Są dwie teorie. Jedna mówi o mobilizacji – jeśli Jaki wygra pierwszą turę, wówczas elektrorat Trzaskowskiego i sprzyjających mu rywali na tyle się zmobilizują, że nie dopuszczą do zmiany w Warszawie. Ja nie podzielam tej teorii. Znacznie bardziej prawdopodobna jest inna. Dziś wyborcy są straszeni złowrogim PiS-em. Wyborcy widząc, że Jaki zwyciężył w pierwszej turze, uznają, że byli wprowadzani w błąd, że może nawet byli przedmiotem manipulacji. Ośmielą się i pójdą dokonać zmiany, której na pewno chcą.
A jeśli przegracie, co z panem dalej?
Pracuję zawodowo w branży prywatnej, consultingowej.
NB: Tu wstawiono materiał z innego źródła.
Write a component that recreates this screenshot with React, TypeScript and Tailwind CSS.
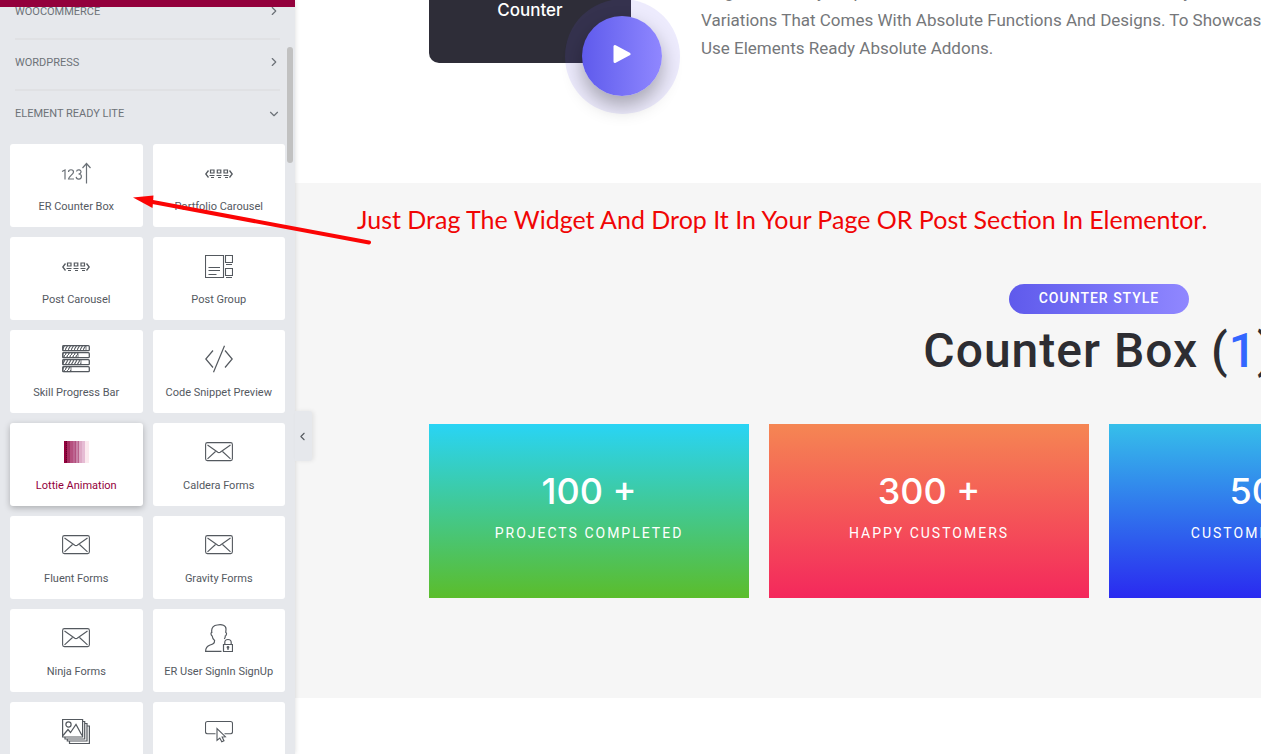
import { ChevronDown, ChevronLeft, ChevronRight } from 'lucide-react';
import type { ReactNode } from 'react';

function CounterIcon() {
    return (
        <svg width="30" height="28" viewBox="0 0 30 28" fill="none" stroke="#6b7177" strokeWidth="1.2">
            <path d="M1 12.5L4 11v9.500" />
            <path d="M7.500 13c0-3 5-3 5 0 0 2.300-5 4.500-5 7H13" />
            <path d="M15.500 12.500c.5-2.500 5-2 4.500.6-.2 1.300-1.300 1.900-2.500 1.900 1.500 0 2.900.8 2.900 2.500 0 3.300-5 3.400-5.200.4" />
            <path d="M25.500 24.500V5M21.500 9l4-4.500 4 4.500" />
        </svg>
    );
}

function CarouselIcon() {
    return (
        <svg width="28" height="28" viewBox="0 0 28 28" fill="none" stroke="#54595f">
            <path d="M3.500 11.500L.8 15l2.700 3.500M24.500 11.500l2.700 3.500-2.700 3.500" strokeWidth="1.300" />
            <path
                d="M5.500 11h3.500v3H5.500zM12.300 11h3.500v3h-3.500zM19 11h3.500v3H19z"
                strokeWidth="1.200"
            />
            <path d="M4.500 16.500h5M11.500 16.500h5M18.500 16.500h5M6 18.500h3M13 18.500h3M20 18.500h3" />
        </svg>
    );
}

function PostGroupIcon() {
    return (
        <svg width="28" height="28" viewBox="0 0 28 28" fill="none" stroke="#54595f" strokeWidth="1.100">
            <path d="M.5 3.500h18v22H.5zM20.500 3.500h7v7h-7zM20.500 16.500h7v7h-7z" />
            <path d="M3.500 15.500h11.500M3.500 18.500h11.500M3.500 22.500h8M21 12.500h6M21 25.500h6" />
        </svg>
    );
}

const skillRows = [
    { y: 0.7, fill: 24 },
    { y: 7.7, fill: 16 },
    { y: 14.7, fill: 19 },
    { y: 21.7, fill: 9 },
];

function SkillIcon() {
    return (
        <svg width="28" height="28" viewBox="0 0 28 28" fill="none" stroke="#54595f">
            <defs>
                <pattern id="hatch" width="3" height="5" patternUnits="userSpaceOnUse">
                    <path d="M0 5L3 0" strokeWidth="1.100" stroke="#54595f" />
                </pattern>
            </defs>
            {skillRows.map((row) => (
                <g key={row.y}>
                    <rect x=".7" y={row.y} width="26.600" height="5" rx="1" strokeWidth="1.300" />
                    <rect x="1" y={row.y} width={row.fill - 1} height="5" fill="url(#hatch)" strokeWidth=".8" />
                </g>
            ))}
        </svg>
    );
}

function CodeIcon() {
    return (
        <svg width="28" height="28" viewBox="0 0 28 28" fill="none" stroke="#54595f" strokeWidth="1.200">
            <path d="M8 5.500L.8 14 8 22.500M20 5.500l7.200 8.500-7.200 8.500M19.500.8l-11 26.400" />
        </svg>
    );
}

function LottieIcon() {
    return (
        <svg width="26" height="22" viewBox="0 0 26 22">
            <path fill="#93003c" d="M1 0h3v22H1z" />
            <path fill="#a52f62" d="M4 0h3v22H4z" />
            <path fill="#b5507e" d="M7 0h3v22H7z" />
            <path fill="#bd6591" d="M10 0h3v22h-3z" />
            <path fill="#c984a8" d="M13 0h3v22h-3z" />
            <path fill="#dda9c5" d="M16 0h3v22h-3z" />
            <path fill="#e6bcd4" d="M19 0h3v22h-3z" />
            <path fill="#fbe9ee" d="M22 0h4v22h-4z" />
            <path stroke="#5e0629" strokeDasharray="1 1" d="M3.500 0v22" />
            <path stroke="#a52f62" strokeWidth=".4" d="M6.500 0v22M12.500 0v22M15.500 0v22" />
        </svg>
    );
}

function MailIcon() {
    return (
        <svg width="28" height="28" viewBox="0 0 28 28" fill="none" stroke="#54595f" strokeWidth="1.100">
            <rect x=".6" y="4.600" width="26.800" height="18" rx="1.800" />
            <path d="M2.500 7l10.300 7.300q1.200.7 2.400 0L25.500 7M2.500 20.800l8-7.300M25.500 20.800l-8-7.300" />
        </svg>
    );
}

function UserLockIcon() {
    return (
        <svg width="28" height="28" viewBox="0 0 28 28" fill="none" stroke="#54595f" strokeWidth="1.200">
            <path d="M16.500 27.400H.6c0-4 1.500-5.400 4.500-6.400 3-.9 4.500-1.500 4.500-4.500-1.500-1-2.200-2.800-2.400-4.500-1.200-.3-1.700-3.500-.4-3.600C6 3.500 9 .9 12.500 1c4.500-1 8.500.5 8.500 4 0 1.500-.3 2.500-.2 3.500 1.200.2.700 3.200-.5 3.500 0 1.200-.4 2.200-1 3" />
            <path d="M18.500 20.500h9v7h-9zM19.800 20.500v-2c0-4 6.400-4 6.400 0v2M23 23v3" />
            <circle cx="23" cy="23.300" r=".8" />
        </svg>
    );
}

function GalleryIcon() {
    return (
        <svg width="28" height="28" viewBox="0 0 28 28" fill="none" stroke="#54595f" strokeWidth="1.200">
            <path d="M.6 2.500h20V20H.6zM20.500 4.500h2.200V22H3v-2M22.500 6.500H25V24H5.300v-2M25 9h2.400v17.500H7.500V24" />
            <circle cx="6.500" cy="7.500" r="2.600" />
            <path d="M1 18.500l5-6 2.500 3L14 7.500l6 11" />
        </svg>
    );
}

function ButtonIcon() {
    return (
        <svg width="28" height="28" viewBox="0 0 28 28" fill="none" stroke="#54595f" strokeWidth="1.100">
            <path d="M10.500 16.800H2.500c-1.200 0-2-.8-2-2V6.500c0-1.200.8-2 2-2h23c1.200 0 2 .8 2 2v8.300c0 1.200-.8 2-2 2h-6" />
            <path d="M12 11.500v11.800l2.800-2.300 2 3.800 2.200-1-1.900-3.800 3.300-.3z" />
        </svg>
    );
}

interface Widget {
    name: string;
    icon: ReactNode;
    active?: boolean;
}

const widgets: Widget[] = [
    { name: 'ER Counter Box', icon: <CounterIcon /> },
    { name: 'Portfolio Carousel', icon: <CarouselIcon /> },
    { name: 'Post Carousel', icon: <CarouselIcon /> },
    { name: 'Post Group', icon: <PostGroupIcon /> },
    { name: 'Skill Progress Bar', icon: <SkillIcon /> },
    { name: 'Code Snippet Preview', icon: <CodeIcon /> },
    { name: 'Lottie Animation', icon: <LottieIcon />, active: true },
    { name: 'Caldera Forms', icon: <MailIcon /> },
    { name: 'Fluent Forms', icon: <MailIcon /> },
    { name: 'Gravity Forms', icon: <MailIcon /> },
    { name: 'Ninja Forms', icon: <MailIcon /> },
    { name: 'ER User SignIn SignUp', icon: <UserLockIcon /> },
    { name: 'Image Gallery', icon: <GalleryIcon /> },
    { name: 'Button', icon: <ButtonIcon /> },
];

const counters = [
    { value: '100 +', label: 'Projects Completed', color: 'from-[#29d4f5] to-[#5bbd2b]' },
    { value: '300 +', label: 'Happy Customers', color: 'from-[#f58653] to-[#f4285c]' },
    { value: '50 +', label: 'Customer Review', color: 'from-[#36bfea] to-[#2a2af0]' },
];

function CategoryHeader({ title, open }: { title: string; open?: boolean }) {
    return (
        <button className="flex h-[51px] w-full items-center justify-between px-1 pl-[5px] text-[11px] text-[#6d7278] uppercase">
            {title}
            {open ? <ChevronDown size={14} className="mb-[2px]" /> : <ChevronRight size={14} className="mb-[3px]" />}
        </button>
    );
}

function WidgetCard({ widget }: { widget: Widget }) {
    return (
        <button
            className={`flex h-[83px] flex-col items-center rounded-[3px] bg-white pt-[15px] text-[11px] ${
                widget.active ? 'text-[#93003c] shadow-[0_2px_6px_rgba(0,0,0,0.25)]' : 'text-[#54595f]'
            }`}
        >
            <span className="flex h-7 items-center">{widget.icon}</span>
            <span className="mt-3 leading-4 whitespace-nowrap">{widget.name}</span>
        </button>
    );
}

function Sidebar() {
    return (
        <aside className="relative z-10 w-[295px] shrink-0 bg-[#e6e8ec] shadow-[0_0_5px_rgba(0,0,0,0.15)]">
            <div className="relative z-10 h-[7px] bg-[#93003c]" />
            <div className="-mt-5 px-[10px]">
                <CategoryHeader title="WooCommerce" />
                <hr className="mx-[5px] -mb-[2px] border-t-2 border-[#e0e1e4]" />
                <CategoryHeader title="WordPress" />
                <hr className="mx-[5px] -mb-[2px] border-t-2 border-[#e0e1e4]" />
                <CategoryHeader title="Element Ready Lite" open />
                <div className="mt-1 grid grid-cols-2 gap-[10px]">
                    {widgets.map((widget) => (
                        <WidgetCard key={widget.name} widget={widget} />
                    ))}
                </div>
            </div>
            {/* scroll thumb */}
            <div className="absolute top-[47px] right-[2px] h-[116px] w-[6px] rounded-full bg-[#c1c1c1]" />
            <button
                aria-label="Collapse panel"
                className="absolute top-[411px] left-full flex h-[50px] w-[17px] items-center justify-center rounded-r-[3px] bg-[#e6e8ec] pr-[3px] text-[#54595f] shadow-[2px_0_4px_rgba(0,0,0,0.08)]"
            >
                <ChevronLeft size={13} />
            </button>
        </aside>
    );
}

function Intro() {
    return (
        <section className="flex h-[183px] w-[1340px] items-start">
            <div className="relative h-[63px] w-[202px] shrink-0 rounded-b-[10px] bg-[#2e2d38] text-center font-['Inter',sans-serif] text-[17px] leading-5 font-medium text-white">
                Counter
                <div className="absolute top-[-1px] left-[136px] size-[115px] rounded-full bg-[#6a5eee]/12 p-[17px]">
                    <button
                        aria-label="Play video"
                        className="flex size-20 items-center justify-center rounded-full bg-linear-to-r from-[#5f5aec] to-[#9087ff] pb-1 shadow-[0_10px_20px_rgba(0,0,0,0.3)]"
                    >
                        <svg width="18" height="20" viewBox="0 0 18 20">
                            <path
                                d="M2 2.500v15l14-7.500z"
                                fill="#fff"
                                stroke="#fff"
                                strokeWidth="3"
                                strokeLinejoin="round"
                            />
                        </svg>
                    </button>
                </div>
            </div>
            <p className="-mt-[22px] ml-[70px] text-[17px] leading-7 whitespace-nowrap text-[#75777a]">
                Single Discovery Map Of Useful Counter Box Addons With Variety Of
                <br />
                Variations That Comes With Absolute Functions And Designs. To Showcase Them
                <br />
                Use Elements Ready Absolute Addons.
            </p>
        </section>
    );
}

function CounterSection() {
    return (
        <section className="h-[515px] bg-[#f6f6f6]">
            <p className="pt-5 pl-[62px] font-['Lato',sans-serif] text-[25px] leading-8 whitespace-nowrap text-[#f00505]">
                Just Drag The Widget And Drop It In Your Page OR Post Section In Elementor.
            </p>
            <div className="ml-[134px] flex w-[1340px] flex-col items-center pt-[49px]">
                <span className="h-[30px] rounded-full bg-linear-to-r from-[#5f5aec] to-[#9087ff] px-[30px] text-[14px] leading-7 font-medium tracking-[1px] text-white uppercase">
                    Counter Style
                </span>
                <h2 className="mt-2 text-[48px] leading-[58px] font-medium tracking-[1px] text-[#2d2d32]">
                    Counter Box (<span className="text-[#3366ff]">1</span>)
                </h2>
                <div className="mt-[44px] grid w-full grid-cols-4 gap-5">
                    {counters.map((counter) => (
                        <div
                            key={counter.value}
                            className={`h-[174px] bg-linear-to-b/srgb pt-[46px] text-center text-white ${counter.color}`}
                        >
                            <div className="font-['Inter',sans-serif] text-[36px] leading-[42px] font-medium">
                                {counter.value}
                            </div>
                            <div className="mt-[11px] text-[14px] leading-5 tracking-[2px] uppercase">
                                {counter.label}
                            </div>
                        </div>
                    ))}
                </div>
            </div>
        </section>
    );
}

export default function App() {
    return (
        <div className="relative flex h-screen overflow-hidden bg-white font-['Roboto',sans-serif]">
            <Sidebar />
            <main className="min-w-0 flex-1 overflow-hidden">
                <div className="pl-[134px]">
                    <Intro />
                </div>
                <CounterSection />
            </main>
            {/* hint arrow pointing at the widget card */}
            <svg
                className="pointer-events-none absolute top-[190px] left-[130px] z-20"
                width="245"
                height="60"
                viewBox="0 0 245 60"
            >
                <path d="M20 11.500L239 52.500" stroke="#fb0505" strokeWidth="4" strokeLinecap="round" />
                <path d="M3 7.500L23.500 5.500 22.500 18z" fill="#fb0505" />
            </svg>
        </div>
    );
}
Bardzo dobrze mi to idzie. Jeśli okazałoby się, że wynik będzie mniej korzystny dla mnie, ja po prostu będę kontynuował to, co robię od lat.
Ale dla mnie pieniądze to nie wszystko. Spełniam się w działalności publicznej, jestem gotów zarabiać mniej, ale móc służyć doświadczeniem w zmienianiu tego miasta. Decyzji nie podejmuję po to, żeby uzyskać stanowisko, zarobki, pracę. Ale z pasji. Moją pasją jest samorząd.